OE 2018: vamos mas é almoçar?

Onde estão no Orçamento do Estado a segurança nacional, economia reputacional e a transformação digital?

Perante a ideia de disrupção, subitamente em voga entre nós, venho advogando que os anos à nossa frente rasgam um horizonte cuja essência se sintetiza num desafio de reinvenção, no sentido da ideia de Antoine Lavoisier segundo o qual “na Natureza nada se cria, nada se perde, tudo se transforma”. Vivemos tempos de transição e de afirmação do que venho designando por economia reputacional baseada numa nova cidadania económico-financeira, centrada na sustentabilidade e na aspiração social da interligação entre liderança, integridade e responsabilidade, e num processo social de estar em relação de e-lifestyle, que é antes de mais a expressão da sociedade digital, na qual a introdução de tecnologias digitais altera o nosso quotidiano, ao permitir inovações, de que são exemplos a blockchain, os mercados em linha e as redes sociais. Desencadeando tudo isto um efeito da maior importância: a afirmação da reputação como new comodity.

Em paralelo, afirmou-se nos Estados uma deriva de rearmamento, com prioridade das superpotências ao desenvolvimento de supercomputadores, sinalizando que a segurança nacional se tornou o epicentro da agenda política dos países mais influentes. O que é uma evolução de contexto da maior relevância, posto que a história das nações ensina que quando isto ocorre a eficiência económico-financeira é secundarizada, e os fluxos de comércio, investimento e pessoas são afectados estruturalmente. Estranhamente, este dado tão fundamental não suscitou ponderação nas hipóteses nas quais se baseia a estratégia de crescimento económico e consolidação orçamental apresentada no relatório que acompanha a Proposta de Lei do Orçamento do Estado de 2018. Como está perante todos, assistimos ao fim da globalização, à escalada do nacionalismo e ao encorpar de um ambiente internacional tenso, agravado por lideranças temerárias ou radicalismos surgidos em países com vocação de esteios do modo de vida ocidental.

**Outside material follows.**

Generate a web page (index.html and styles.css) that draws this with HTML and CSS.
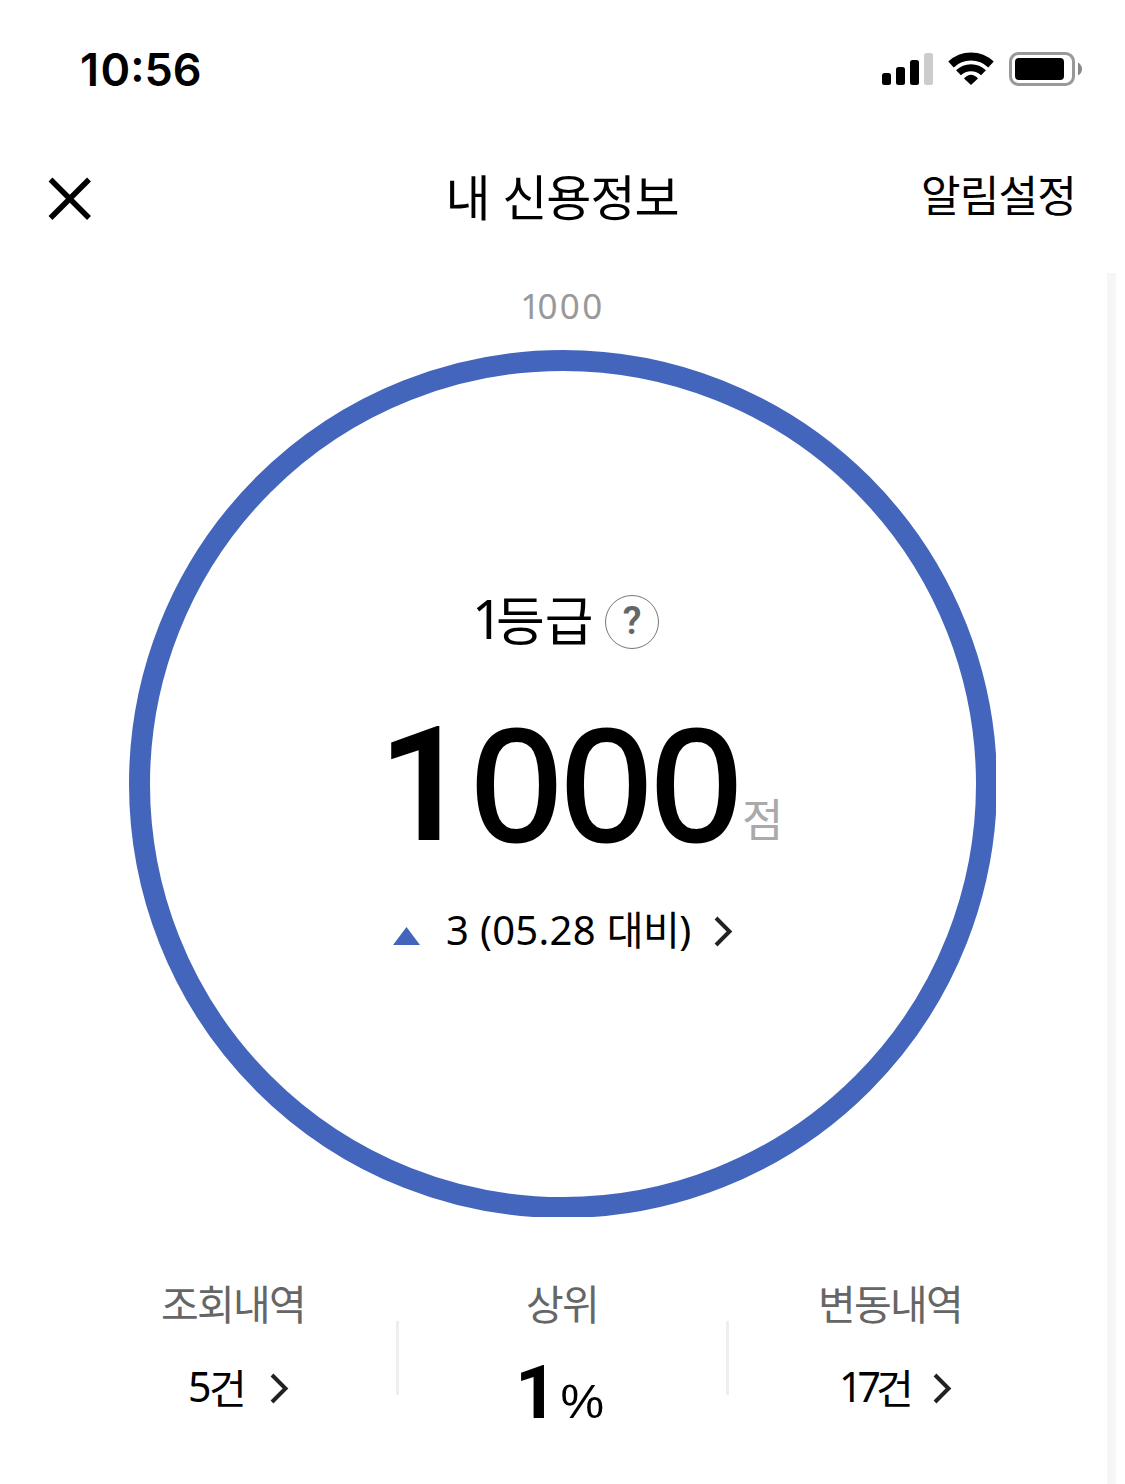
FILE: index.html
```html
<!DOCTYPE html>
<html lang="ko">
<head>
<meta charset="utf-8">
<title>내 신용정보</title>
<link rel="stylesheet" href="styles.css">
</head>
<body>
	<div class="status-bar">
		<span class="time"><span class="hour">1</span>0:56</span>
		<svg class="status-icons" width="201" height="34" viewBox="0 0 201 34">
			<rect x="0" y="21" width="9" height="12" rx="2.5"/>
			<rect x="14" y="15" width="9" height="18" rx="2.5"/>
			<rect x="28" y="8" width="9" height="25" rx="2.5"/>
			<rect x="42" y="1" width="9" height="32" rx="2.5" fill="#ccc"/>
			<g fill="none" stroke="#000">
				<path d="M69 12.5A29 29 0 0 1 109 12.5" stroke-width="8"/>
				<path d="M76.5 20.800A18 18 0 0 1 101.500 20.800" stroke-width="7"/>
			</g>
			<path d="M89 33L82 26.500Q89 19 96 26.500Z"/>
			<rect x="128.500" y="1.500" width="63" height="31" rx="8" fill="none" stroke="#999" stroke-width="3"/>
			<rect x="133" y="6" width="49" height="22" rx="4"/>
			<path d="M196 10.500Q200 13 200 17T196 23.500Z" fill="#888"/>
		</svg>
	</div>

	<div class="nav-bar">
		<svg class="close" width="44" height="44" viewBox="0 0 44 44">
			<path d="M2.500 2.500L41 41M41 2.500L2.500 41" stroke="#000" stroke-width="5.500"/>
		</svg>
		<h1 class="title">내 신용정보</h1>
		<span class="alarm">알림설정</span>
	</div>

	<div class="content">
		<div class="max-score"><span class="one">1</span>000</div>

		<div class="gauge">
			<svg class="ring" width="867" height="867" viewBox="0 0 867 867">
				<circle cx="434" cy="434" r="423.500" fill="none" stroke="#4366bc" stroke-width="21"/>
			</svg>
			<div class="gauge-text">
				<div class="grade"><span class="grade-num">1</span><span class="grade-unit">등급</span><span class="help">?</span></div>
				<div class="score"><span class="score-num"><span class="one">1</span>000</span><span class="score-unit">점</span></div>
				<div class="change">
					<svg class="up" width="27" height="18" viewBox="0 0 27 18"><path d="M13.500 0L27 18H0Z" fill="#4366bc"/></svg>
					<span class="change-text">3 (05.28 <span class="ko">대비</span>)</span>
					<svg class="arrow" width="19" height="31" viewBox="0 0 19 31"><path d="M2 2L15.500 15.500L2 29" fill="none" stroke="#222" stroke-width="4"/></svg>
				</div>
			</div>
		</div>

		<div class="summary">
			<div class="item item-view">
				<div class="label">조회내역</div>
				<div class="value"><span class="num">5</span><span class="unit">건</span>
					<svg class="arrow" width="19" height="31" viewBox="0 0 19 31"><path d="M2 2L15.500 15.500L2 29" fill="none" stroke="#222" stroke-width="4"/></svg>
				</div>
			</div>
			<div class="divider"></div>
			<div class="item item-rank">
				<div class="label">상위</div>
				<div class="value"><span class="rank">1</span><span class="percent">%</span></div>
			</div>
			<div class="divider"></div>
			<div class="item item-change">
				<div class="label">변동내역</div>
				<div class="value"><span class="num">17</span><span class="unit">건</span>
					<svg class="arrow" width="19" height="31" viewBox="0 0 19 31"><path d="M2 2L15.500 15.500L2 29" fill="none" stroke="#222" stroke-width="4"/></svg>
				</div>
			</div>
		</div>
	</div>
</body>
</html>
```
FILE: styles.css
```css
* {
	box-sizing: border-box;
}

body {
	margin: 0;
	height: 1484px;
	overflow: hidden;
	background: #fff;
	color: #000;
	font-family: "Noto Sans CJK KR", sans-serif;
}

.status-bar {
	display: flex;
	justify-content: space-between;
	height: 135px;
	padding: 52px 42px 0 80px;
}

.time {
	font: 600 45px/36px Inter, sans-serif;
}

.hour {
	letter-spacing: 1.5px;
}

.nav-bar {
	display: grid;
	grid-template-columns: 300px 1fr 300px;
	align-items: start;
	height: 138px;
	padding: 31px 49px 0 48px;
}

.close {
	margin-top: 11px;
}

.title {
	margin: 0;
	font-size: 49px;
	font-weight: 400;
	line-height: 58px;
	letter-spacing: -1px;
	text-align: center;
}

.alarm {
	font-size: 43px;
	line-height: 54px;
	letter-spacing: -0.8px;
	text-align: right;
}

.content {
	height: 1211px;
	margin-right: 9px;
	border-right: 9px solid #f6f6f6;
	padding: 13px 0 0 18px;
}

.max-score {
	height: 64px;
	font: 400 35px/40px "Noto Sans", sans-serif;
	letter-spacing: 2.4px;
	color: #999;
	text-align: center;
}

.max-score .one {
	letter-spacing: -3px;
}

.gauge {
	display: grid;
	width: 867px;
	height: 867px;
	margin-left: 111px;
}

.ring,
.gauge-text {
	grid-area: 1 / 1;
}

.gauge-text {
	padding-top: 236px;
}

.grade {
	display: flex;
	height: 120px;
	padding-left: 343px;
	font-size: 53px;
	line-height: 65px;
}

.grade-num {
	width: 24px;
	font-family: "Noto Sans", sans-serif;
	font-size: 54px;
}

.grade-unit {
	width: 109px;
}

.help {
	width: 54px;
	height: 54px;
	margin-top: 9px;
	border: 1.5px solid #777;
	border-radius: 50%;
	font: 600 38px/51px Roboto, sans-serif;
	color: #666;
	text-align: center;
}

.score {
	display: flex;
	align-items: baseline;
	height: 200px;
	padding-left: 249px;
}

/* regular weight thickened by a stroke, the bold zeros are too heavy */
.score-num {
	width: 364px;
	font: 400 160px/157px "Liberation Sans", sans-serif;
	letter-spacing: 1px;
	-webkit-text-stroke: 3px #000;
}

.score-num .one {
	display: inline-block;
	width: 94px;
	font-family: Roboto, sans-serif;
	font-weight: 600;
	-webkit-text-stroke: 0;
}

.score-unit {
	align-self: flex-start;
	margin-top: 82px;
	font-size: 45px;
	line-height: 60px;
	color: #aaa;
}

.change {
	display: flex;
	align-items: center;
	height: 50px;
	padding-left: 264px;
}

.up {
	margin-top: 9px;
}

.change-text {
	width: 268px;
	margin: -4px 0 0 26px;
	white-space: nowrap;
	font: 400 40px/50px "Noto Sans", sans-serif;
	letter-spacing: 0.3px;
}

.ko {
	font-family: "Noto Sans CJK KR", sans-serif;
	letter-spacing: -0.5px;
}

.summary {
	display: grid;
	grid-template-columns: 378px 3px 327px 3px 1fr;
	margin-top: 60px;
}

.divider {
	height: 74px;
	margin-top: 44px;
	background: #eee;
}

.label {
	font-size: 41px;
	line-height: 50px;
	letter-spacing: -1.7px;
	color: #666;
}

.value {
	display: flex;
	align-items: center;
	height: 50px;
	margin-top: 36px;
	font-size: 41px;
	line-height: 50px;
}

.num {
	font-family: "Noto Sans", sans-serif;
	letter-spacing: -2.5px;
}

.num,
.unit {
	margin-top: -4px;
}

.value .arrow {
	margin-left: 23px;
}

.item-view .label {
	padding-left: 143px;
}

.item-view .value {
	padding-left: 170px;
}

.item-rank .label {
	padding-left: 127px;
}

.item-rank .value {
	align-items: baseline;
	padding-left: 116px;
}

.item-change .label {
	padding-left: 89px;
}

.item-change .value {
	padding-left: 110px;
}

.item-change .num {
	letter-spacing: -5px;
}

.item-change .arrow {
	margin-left: 19px;
}

.rank {
	font: 700 74px/60px Roboto, sans-serif;
}

.percent {
	margin-left: 3px;
	font: 400 49px/60px "Liberation Sans", sans-serif;
}
```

Acresce que as liberdades cívicas, em especial a privacidade, enfrentam perigos que ameaçam as instituições das democracias ocidentais. Isto é tanto mais sensível quanto, como está perante todos, guardiões do ideal democrático como o Direito ou a Liberdade de Imprensa, dão sinais de perda de independência e de estarem debilitados como valores civilizacionais, incluindo o direito de defesa.

De igual modo, é crucial ponderar o surgimento de novos riscos como os ciberataques com poder de destruição massivo, ou as interferências de grupos de hackers alegadamente patrocinados por potências estrangeiras com a finalidade de alterar o resultado de processos eleitorais ou o dia-a-dia da civitas. Todas estas alterações contribuem para um sentimento geral de insegurança e a afirmação de uma “angústia de existir” que se vai propagando, e exprimindo através da construção de muros. E que a redoma de vidro blindado em redor da Torre Eiffel, 28 anos após a queda do muro de Berlim, confirma não ser um impulso fugaz.

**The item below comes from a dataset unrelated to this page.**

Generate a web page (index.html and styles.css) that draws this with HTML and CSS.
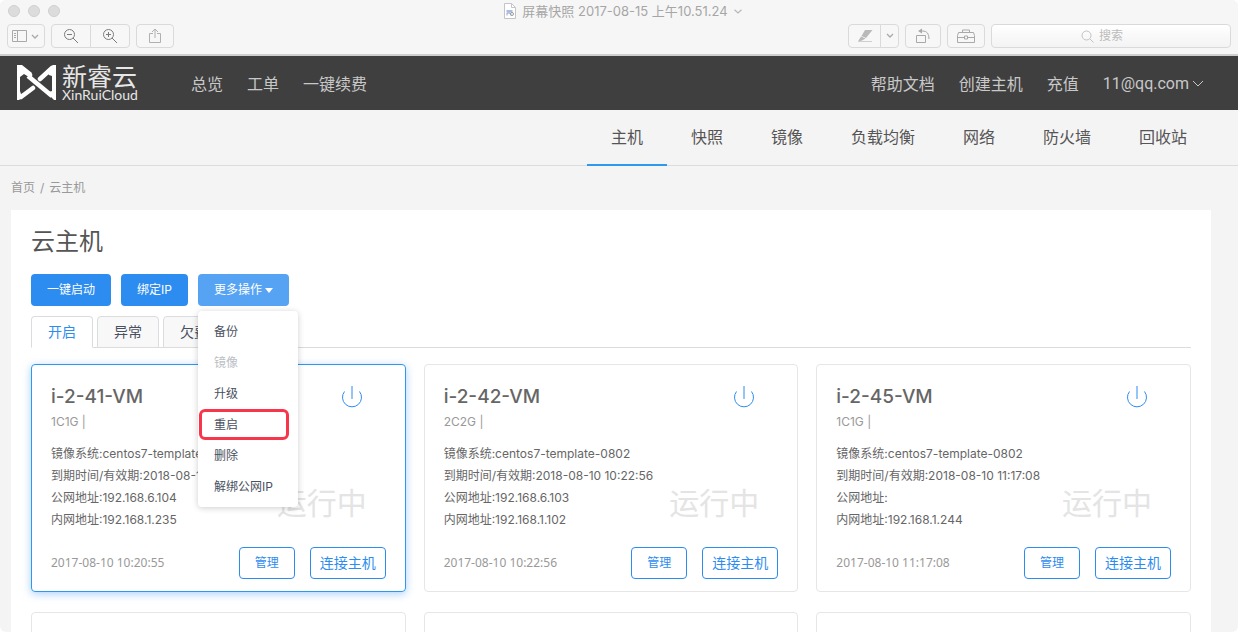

Indiscutivelmente, tudo o que mencionei entreabre um horizonte de mudanças de grande fôlego, com epicentro na segurança nacional, na economia reputacional e na transformação digital, que têm mais importância para os interesses de Portugal do que se pensa. Exigindo preparação humanista às lideranças e um amortecimento só viável através de políticas públicas e societárias baseadas em hipóteses realistas e vocacionadas para a coesão e justiça social.

No imediato colocam-se duas opções. Uma opção é não agir, enfrentando despreocupadamente o futuro. Entregando-nos ao isso depois se vê, ao deixar andar, pois se sempre se fez assim, há-de continuar-se a fazer por muito tempo: vamos mas é almoçar. A outra opção é agir e, em testemunho de responsabilidade social, atribuir prioridade à identificação da comunidade com a mudança em curso, por forma a abrir caminho à mobilização de interesses, vontades e à evolução de mentalidades. Permitindo que todos se apercebam a tempo, meditem e tenham a oportunidade de compreender o que está em questão e decidir as alterações que permitam minimizar perigos e maximizar as oportunidades de inovação, crescimento inclusivo e emprego que a era da sociedade digital oferece a todos aqueles que tiverem a humildade de respeitar o ditado português que não basta ter o fruto na mão, é preciso saber comê-lo.